Aapa mires as a carbon sink and source during the Holocene

Abstract

Summary The vertical and horizontal dynamics of peat carbon accumulation in Ruosuo aapa mire, north‐central Finland, were investigated in an attempt to understand variations in carbon accumulation over time. Paludification began around 8700 BP (9600 cal BP). The long‐term net carbon accumulation rate, based on vertical and lateral growth, was 8.0 g C m−2 year−1. Variations in carbon accumulation rates can be explained to a great extent by natural succession and variations in local conditions, but the role of climate cannot be ignored. The marked decline in carbon accumulation rates after 6100 BP (7000 cal BP) may indicate a relatively dry and warm climate. The levelling out and subsequent increase in carbon accumulation rates after 4000 BP (4500 cal BP) indicates the development of a cooler and moister climate. The low long‐term net carbon accumulation rate and the high carbon content per unit volume in the layer underlying the surficial peat is typical for a wet aapa mire. The continuous penetration of roots, mostly sedge, results in carbon input into the underlying peat layer and contributes to the intensive decay of the surficial peat due to high biological activity.

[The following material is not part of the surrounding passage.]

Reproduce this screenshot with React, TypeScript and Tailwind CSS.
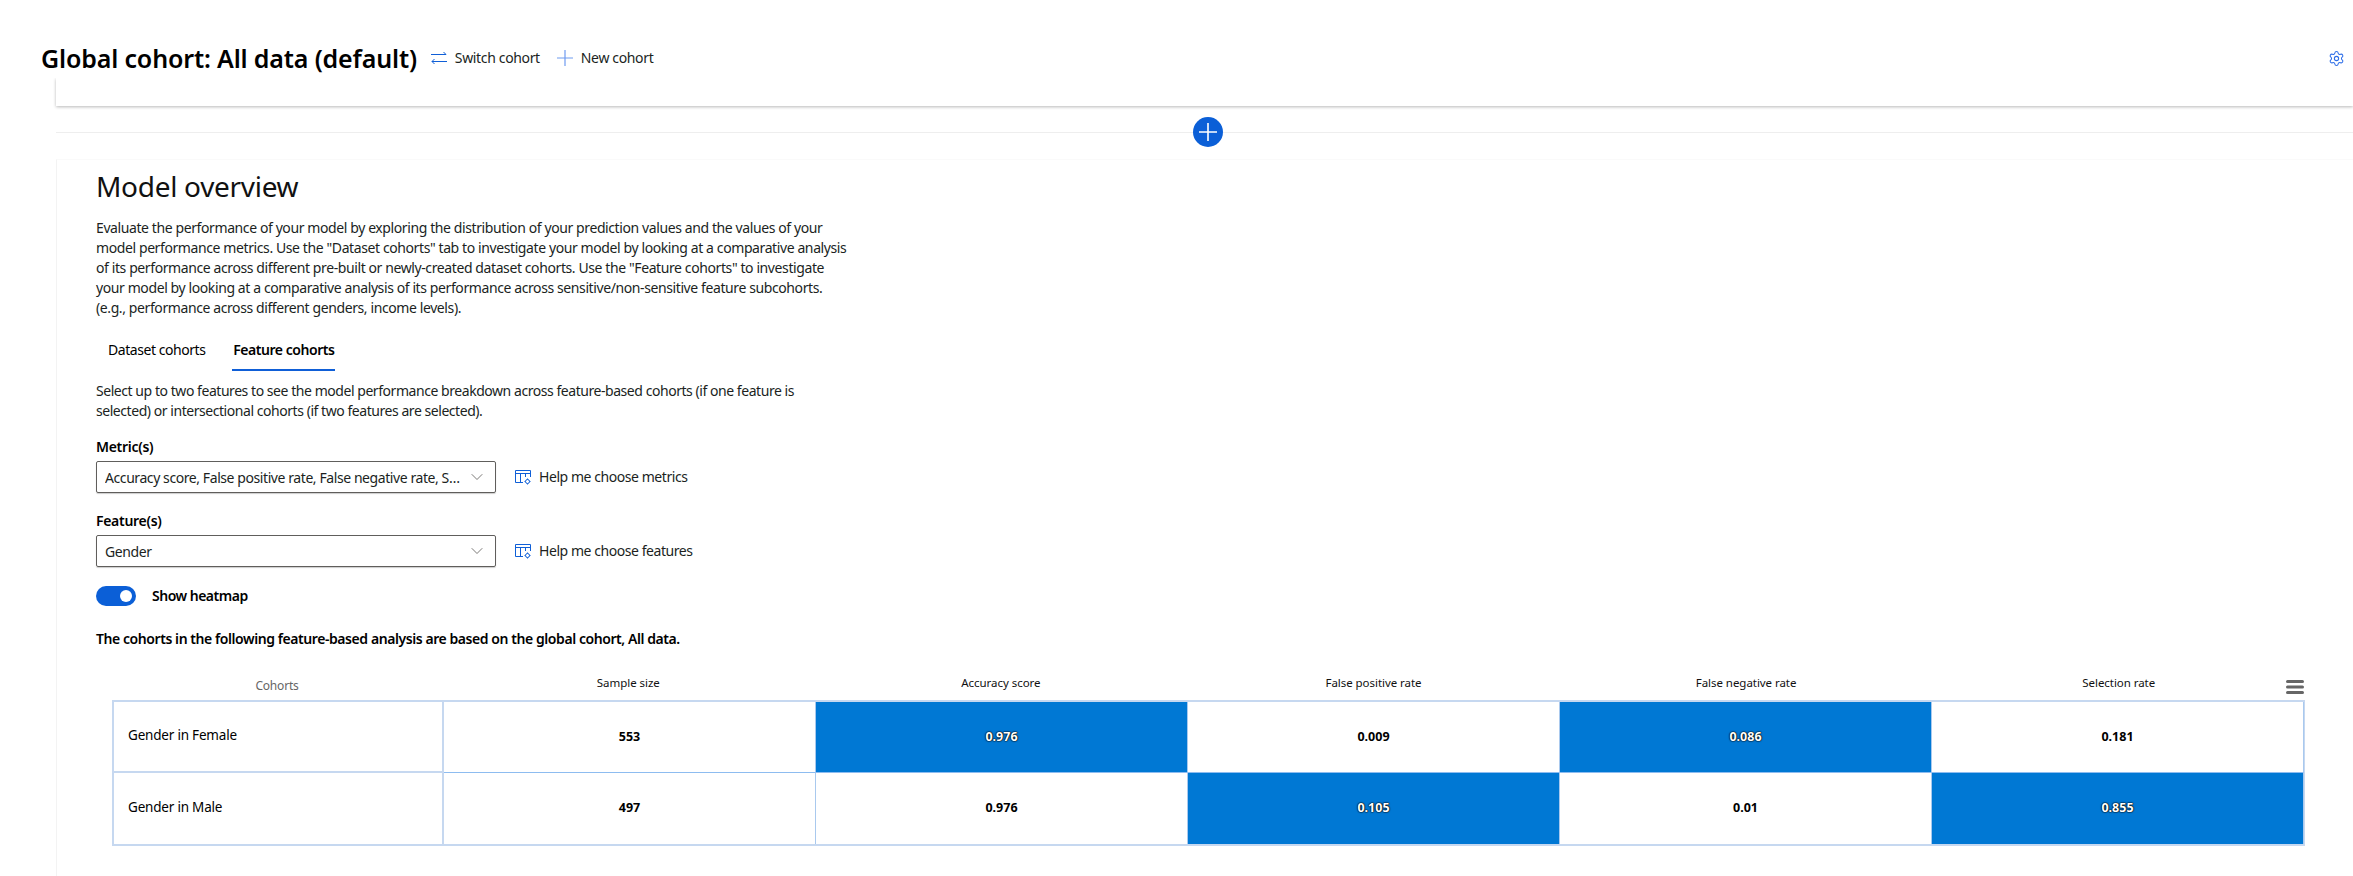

Although one‐third of the apparent carbon has accumulated during the last 2000 years, most of Ruosuo is approaching the stage where primary production does not adequately compensate for overall carbon loss. The declining net carbon accumulation rates from the base up to the depth of 80 cm may indicate a real delayed trend in net carbon accumulation rates. We suggest that under the present climatic conditions the northern circumpolar wet mires are significant sources of greenhouse gases. In addition to high methane production, northern aapa mires also have lower carbon accumulation rates than more southern raised bogs. Our results, which are based on horizontal and vertical carbon accumulation rates, suggest that the earlier published carbon accumulation rates in Finnish aapa mires are overestimated.